The structural reality that the June CPI obscures is worth naming directly. US gasoline retail prices, while lower year-on-year, remain elevated by refinery capacity constraints and the RVP (Reid Vapour Pressure — a regulatory limit on petrol volatility that requires refiners to produce a more expensive summer-grade fuel blend) compliance calendar, which restricts supply flexibility during peak driving season. The energy CPI relief, in other words, overstates the consumer purchasing power recovery. Households are paying less than they were at the June 2025 peak, but the structural floor under gasoline prices is higher than the headline number implies. This matters for the Fed's reaction function: Governor Christopher Waller's warning against overreacting to the June print is well-grounded precisely because the commodity-driven CPI improvement could be erased within a single 30-day Hormuz incident. The Fed's stated preference for a measured approach — keeping rate hikes on the table without committing to a trigger — is the correct posture given this fragility.
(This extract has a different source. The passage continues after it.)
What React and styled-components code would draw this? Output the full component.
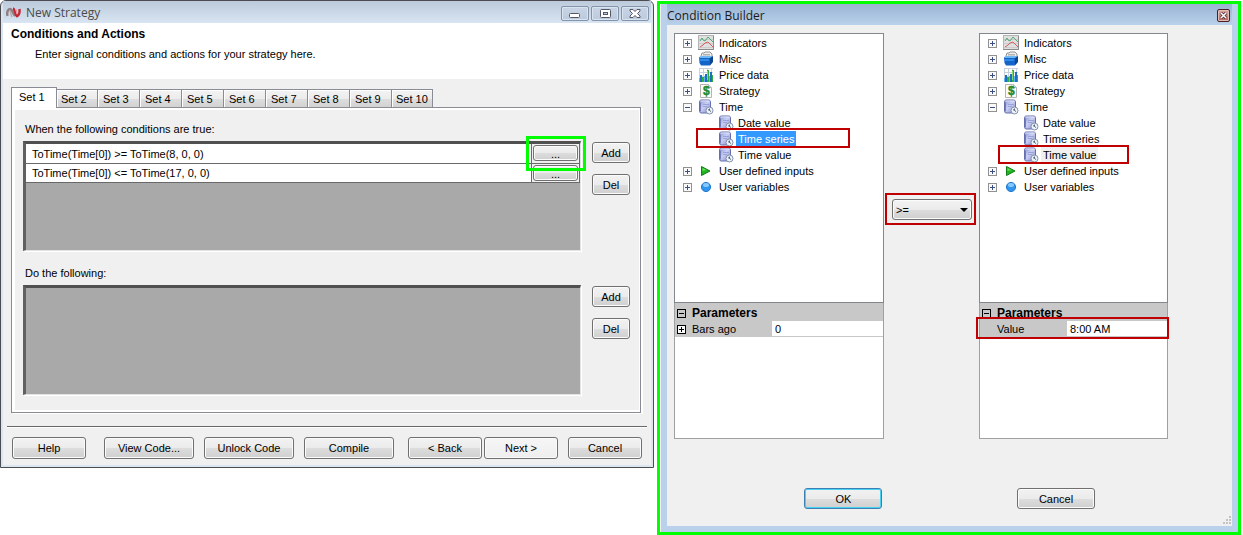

The specific signal to watch, with a defined time window, is the ICE Brent 1-month/3-month calendar spread combined with weekly EIA (US Energy Information Administration) crude inventory data, through 15 August 2026. If the spread moves from contango (forward prices higher than near-term — indicating ample supply) into backwardation by more than $0.50/barrel while EIA inventories draw more than 3 million barrels in any single week, the geopolitical risk premium is translating into physical tightness, not just sentiment. That combination — not the CPI print alone, and not geopolitical headlines alone — is the operational trigger for procurement teams and traders to reposition. A single data point from either series is noise. Convergence between them, within this window, is signal.